Records:
◇ ◇ ◇ ◇

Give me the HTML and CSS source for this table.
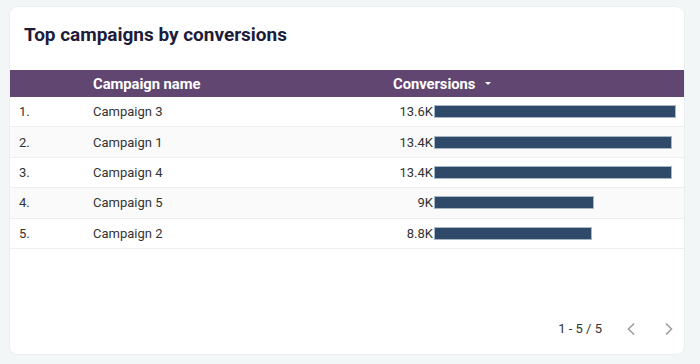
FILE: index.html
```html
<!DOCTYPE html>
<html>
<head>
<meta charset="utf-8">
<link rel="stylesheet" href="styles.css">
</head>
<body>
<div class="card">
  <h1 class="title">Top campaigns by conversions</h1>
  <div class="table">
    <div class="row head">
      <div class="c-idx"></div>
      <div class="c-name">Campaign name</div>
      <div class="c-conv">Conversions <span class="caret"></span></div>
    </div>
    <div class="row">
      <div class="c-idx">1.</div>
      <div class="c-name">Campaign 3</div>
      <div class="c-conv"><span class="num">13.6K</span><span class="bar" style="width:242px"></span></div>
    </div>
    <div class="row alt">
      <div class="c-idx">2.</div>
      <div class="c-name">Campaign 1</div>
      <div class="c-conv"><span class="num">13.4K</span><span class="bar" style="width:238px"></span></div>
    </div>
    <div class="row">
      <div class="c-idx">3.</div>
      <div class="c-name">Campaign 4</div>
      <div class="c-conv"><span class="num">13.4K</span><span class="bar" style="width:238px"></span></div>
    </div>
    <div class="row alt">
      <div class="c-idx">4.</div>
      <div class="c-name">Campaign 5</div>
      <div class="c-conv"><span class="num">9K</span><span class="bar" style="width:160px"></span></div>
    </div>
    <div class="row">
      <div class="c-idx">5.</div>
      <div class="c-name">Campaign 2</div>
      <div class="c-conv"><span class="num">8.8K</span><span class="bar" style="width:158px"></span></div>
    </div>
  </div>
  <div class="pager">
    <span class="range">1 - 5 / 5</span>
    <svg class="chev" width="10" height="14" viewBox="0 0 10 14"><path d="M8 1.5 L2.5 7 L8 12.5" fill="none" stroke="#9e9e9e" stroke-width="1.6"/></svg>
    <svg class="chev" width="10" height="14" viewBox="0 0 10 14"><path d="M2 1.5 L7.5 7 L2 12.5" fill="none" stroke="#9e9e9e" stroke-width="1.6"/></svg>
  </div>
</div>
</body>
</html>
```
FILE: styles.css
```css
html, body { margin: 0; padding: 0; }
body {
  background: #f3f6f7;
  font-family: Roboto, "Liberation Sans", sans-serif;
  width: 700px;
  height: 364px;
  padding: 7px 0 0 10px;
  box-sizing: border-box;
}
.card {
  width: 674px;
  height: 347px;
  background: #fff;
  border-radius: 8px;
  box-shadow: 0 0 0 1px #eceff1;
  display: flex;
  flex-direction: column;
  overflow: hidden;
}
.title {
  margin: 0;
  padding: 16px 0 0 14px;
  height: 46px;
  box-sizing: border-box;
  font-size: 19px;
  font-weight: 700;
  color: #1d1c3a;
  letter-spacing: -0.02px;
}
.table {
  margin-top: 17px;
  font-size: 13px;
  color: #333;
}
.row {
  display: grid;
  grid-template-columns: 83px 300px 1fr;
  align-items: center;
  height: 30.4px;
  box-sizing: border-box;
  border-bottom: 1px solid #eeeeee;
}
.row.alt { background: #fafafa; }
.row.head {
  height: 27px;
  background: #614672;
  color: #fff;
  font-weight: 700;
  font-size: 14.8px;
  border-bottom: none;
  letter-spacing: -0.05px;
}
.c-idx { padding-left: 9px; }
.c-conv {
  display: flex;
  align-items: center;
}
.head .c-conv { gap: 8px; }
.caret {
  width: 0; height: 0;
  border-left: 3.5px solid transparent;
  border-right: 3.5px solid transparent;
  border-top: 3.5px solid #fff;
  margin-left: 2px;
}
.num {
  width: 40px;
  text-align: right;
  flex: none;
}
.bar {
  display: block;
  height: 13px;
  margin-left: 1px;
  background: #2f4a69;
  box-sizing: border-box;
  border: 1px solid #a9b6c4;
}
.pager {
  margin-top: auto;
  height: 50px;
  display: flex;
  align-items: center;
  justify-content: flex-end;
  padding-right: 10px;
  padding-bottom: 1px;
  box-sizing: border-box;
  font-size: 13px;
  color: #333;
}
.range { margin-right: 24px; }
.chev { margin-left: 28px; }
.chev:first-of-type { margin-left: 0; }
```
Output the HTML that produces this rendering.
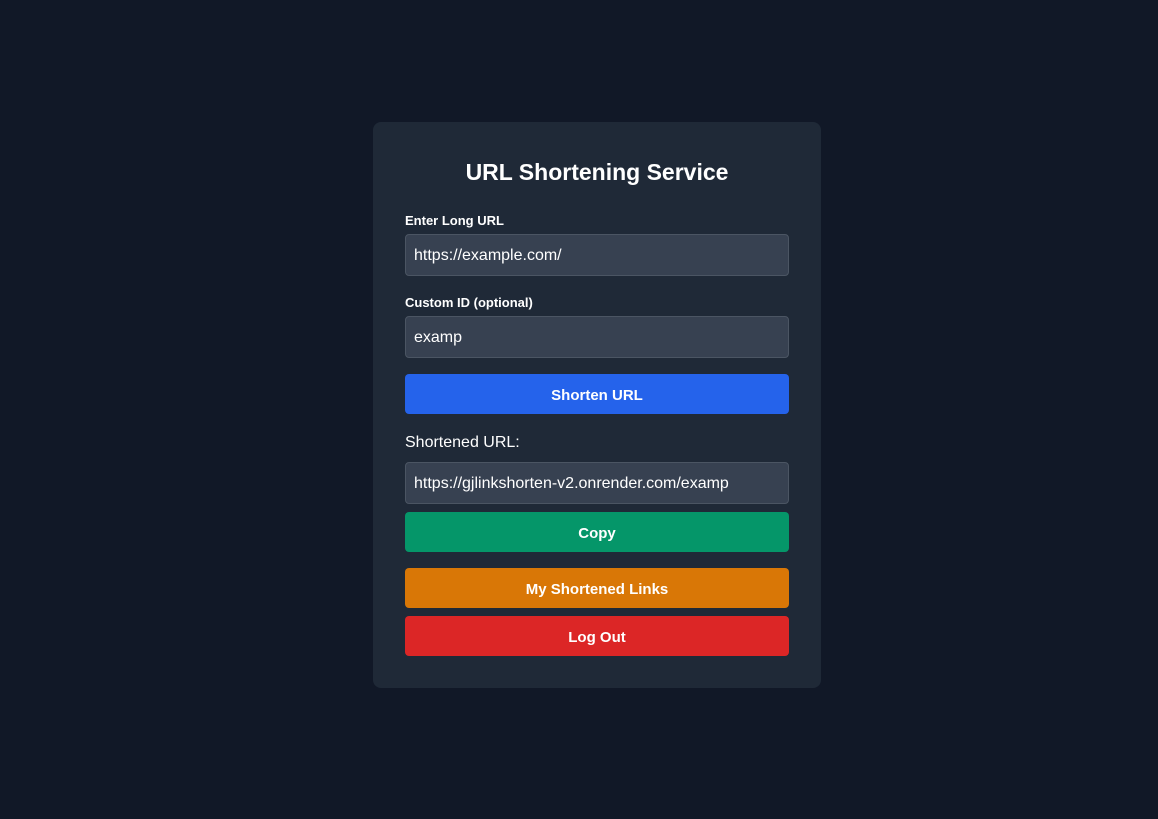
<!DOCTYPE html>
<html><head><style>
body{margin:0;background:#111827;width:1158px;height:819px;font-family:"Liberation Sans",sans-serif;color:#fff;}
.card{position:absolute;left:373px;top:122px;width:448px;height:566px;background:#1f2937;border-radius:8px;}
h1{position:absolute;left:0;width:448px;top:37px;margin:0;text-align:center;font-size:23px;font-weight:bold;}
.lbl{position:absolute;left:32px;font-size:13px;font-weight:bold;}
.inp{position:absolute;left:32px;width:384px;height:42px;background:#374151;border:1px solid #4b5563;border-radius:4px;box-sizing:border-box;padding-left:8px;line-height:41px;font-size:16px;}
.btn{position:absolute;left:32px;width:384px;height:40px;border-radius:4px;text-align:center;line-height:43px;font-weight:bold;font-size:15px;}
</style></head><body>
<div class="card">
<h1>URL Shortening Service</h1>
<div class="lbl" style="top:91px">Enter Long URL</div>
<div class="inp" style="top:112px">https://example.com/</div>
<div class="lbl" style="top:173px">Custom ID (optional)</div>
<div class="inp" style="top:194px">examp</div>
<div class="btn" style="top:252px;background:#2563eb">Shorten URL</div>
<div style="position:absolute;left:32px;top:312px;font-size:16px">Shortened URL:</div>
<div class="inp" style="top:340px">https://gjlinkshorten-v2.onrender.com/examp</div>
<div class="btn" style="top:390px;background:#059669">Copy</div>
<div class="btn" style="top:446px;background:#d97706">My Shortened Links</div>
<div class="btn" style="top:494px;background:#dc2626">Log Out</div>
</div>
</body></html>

◇ ◇ ◇ ◇

Problem description: Transcribe the material exactly, keeping every word and none of the pictures.

Problem solution:
Give me the HTML and CSS source for this table.
FILE: index.html
```html
<!DOCTYPE html>
<html>
<head>
<meta charset="utf-8">
<link rel="stylesheet" href="styles.css">
</head>
<body>
<div class="card">
  <h1 class="title">Top campaigns by conversions</h1>
  <div class="table">
    <div class="row head">
      <div class="c-idx"></div>
      <div class="c-name">Campaign name</div>
      <div class="c-conv">Conversions <span class="caret"></span></div>
    </div>
    <div class="row">
      <div class="c-idx">1.</div>
      <div class="c-name">Campaign 3</div>
      <div class="c-conv"><span class="num">13.6K</span><span class="bar" style="width:242px"></span></div>
    </div>
    <div class="row alt">
      <div class="c-idx">2.</div>
      <div class="c-name">Campaign 1</div>
      <div class="c-conv"><span class="num">13.4K</span><span class="bar" style="width:238px"></span></div>
    </div>
    <div class="row">
      <div class="c-idx">3.</div>
      <div class="c-name">Campaign 4</div>
      <div class="c-conv"><span class="num">13.4K</span><span class="bar" style="width:238px"></span></div>
    </div>
    <div class="row alt">
      <div class="c-idx">4.</div>
      <div class="c-name">Campaign 5</div>
      <div class="c-conv"><span class="num">9K</span><span class="bar" style="width:160px"></span></div>
    </div>
    <div class="row">
      <div class="c-idx">5.</div>
      <div class="c-name">Campaign 2</div>
      <div class="c-conv"><span class="num">8.8K</span><span class="bar" style="width:158px"></span></div>
    </div>
  </div>
  <div class="pager">
    <span class="range">1 - 5 / 5</span>
    <svg class="chev" width="10" height="14" viewBox="0 0 10 14"><path d="M8 1.5 L2.5 7 L8 12.5" fill="none" stroke="#9e9e9e" stroke-width="1.6"/></svg>
    <svg class="chev" width="10" height="14" viewBox="0 0 10 14"><path d="M2 1.5 L7.5 7 L2 12.5" fill="none" stroke="#9e9e9e" stroke-width="1.6"/></svg>
  </div>
</div>
</body>
</html>
```
FILE: styles.css
```css
html, body { margin: 0; padding: 0; }
body {
  background: #f3f6f7;
  font-family: Roboto, "Liberation Sans", sans-serif;
  width: 700px;
  height: 364px;
  padding: 7px 0 0 10px;
  box-sizing: border-box;
}
.card {
  width: 674px;
  height: 347px;
  background: #fff;
  border-radius: 8px;
  box-shadow: 0 0 0 1px #eceff1;
  display: flex;
  flex-direction: column;
  overflow: hidden;
}
.title {
  margin: 0;
  padding: 16px 0 0 14px;
  height: 46px;
  box-sizing: border-box;
  font-size: 19px;
  font-weight: 700;
  color: #1d1c3a;
  letter-spacing: -0.02px;
}
.table {
  margin-top: 17px;
  font-size: 13px;
  color: #333;
}
.row {
  display: grid;
  grid-template-columns: 83px 300px 1fr;
  align-items: center;
  height: 30.4px;
  box-sizing: border-box;
  border-bottom: 1px solid #eeeeee;
}
.row.alt { background: #fafafa; }
.row.head {
  height: 27px;
  background: #614672;
  color: #fff;
  font-weight: 700;
  font-size: 14.8px;
  border-bottom: none;
  letter-spacing: -0.05px;
}
.c-idx { padding-left: 9px; }
.c-conv {
  display: flex;
  align-items: center;
}
.head .c-conv { gap: 8px; }
.caret {
  width: 0; height: 0;
  border-left: 3.5px solid transparent;
  border-right: 3.5px solid transparent;
  border-top: 3.5px solid #fff;
  margin-left: 2px;
}
.num {
  width: 40px;
  text-align: right;
  flex: none;
}
.bar {
  display: block;
  height: 13px;
  margin-left: 1px;
  background: #2f4a69;
  box-sizing: border-box;
  border: 1px solid #a9b6c4;
}
.pager {
  margin-top: auto;
  height: 50px;
  display: flex;
  align-items: center;
  justify-content: flex-end;
  padding-right: 10px;
  padding-bottom: 1px;
  box-sizing: border-box;
  font-size: 13px;
  color: #333;
}
.range { margin-right: 24px; }
.chev { margin-left: 28px; }
.chev:first-of-type { margin-left: 0; }
```
Output the HTML that produces this rendering.
<!DOCTYPE html>
<html><head><style>
body{margin:0;background:#111827;width:1158px;height:819px;font-family:"Liberation Sans",sans-serif;color:#fff;}
.card{position:absolute;left:373px;top:122px;width:448px;height:566px;background:#1f2937;border-radius:8px;}
h1{position:absolute;left:0;width:448px;top:37px;margin:0;text-align:center;font-size:23px;font-weight:bold;}
.lbl{position:absolute;left:32px;font-size:13px;font-weight:bold;}
.inp{position:absolute;left:32px;width:384px;height:42px;background:#374151;border:1px solid #4b5563;border-radius:4px;box-sizing:border-box;padding-left:8px;line-height:41px;font-size:16px;}
.btn{position:absolute;left:32px;width:384px;height:40px;border-radius:4px;text-align:center;line-height:43px;font-weight:bold;font-size:15px;}
</style></head><body>
<div class="card">
<h1>URL Shortening Service</h1>
<div class="lbl" style="top:91px">Enter Long URL</div>
<div class="inp" style="top:112px">https://example.com/</div>
<div class="lbl" style="top:173px">Custom ID (optional)</div>
<div class="inp" style="top:194px">examp</div>
<div class="btn" style="top:252px;background:#2563eb">Shorten URL</div>
<div style="position:absolute;left:32px;top:312px;font-size:16px">Shortened URL:</div>
<div class="inp" style="top:340px">https://gjlinkshorten-v2.onrender.com/examp</div>
<div class="btn" style="top:390px;background:#059669">Copy</div>
<div class="btn" style="top:446px;background:#d97706">My Shortened Links</div>
<div class="btn" style="top:494px;background:#dc2626">Log Out</div>
</div>
</body></html>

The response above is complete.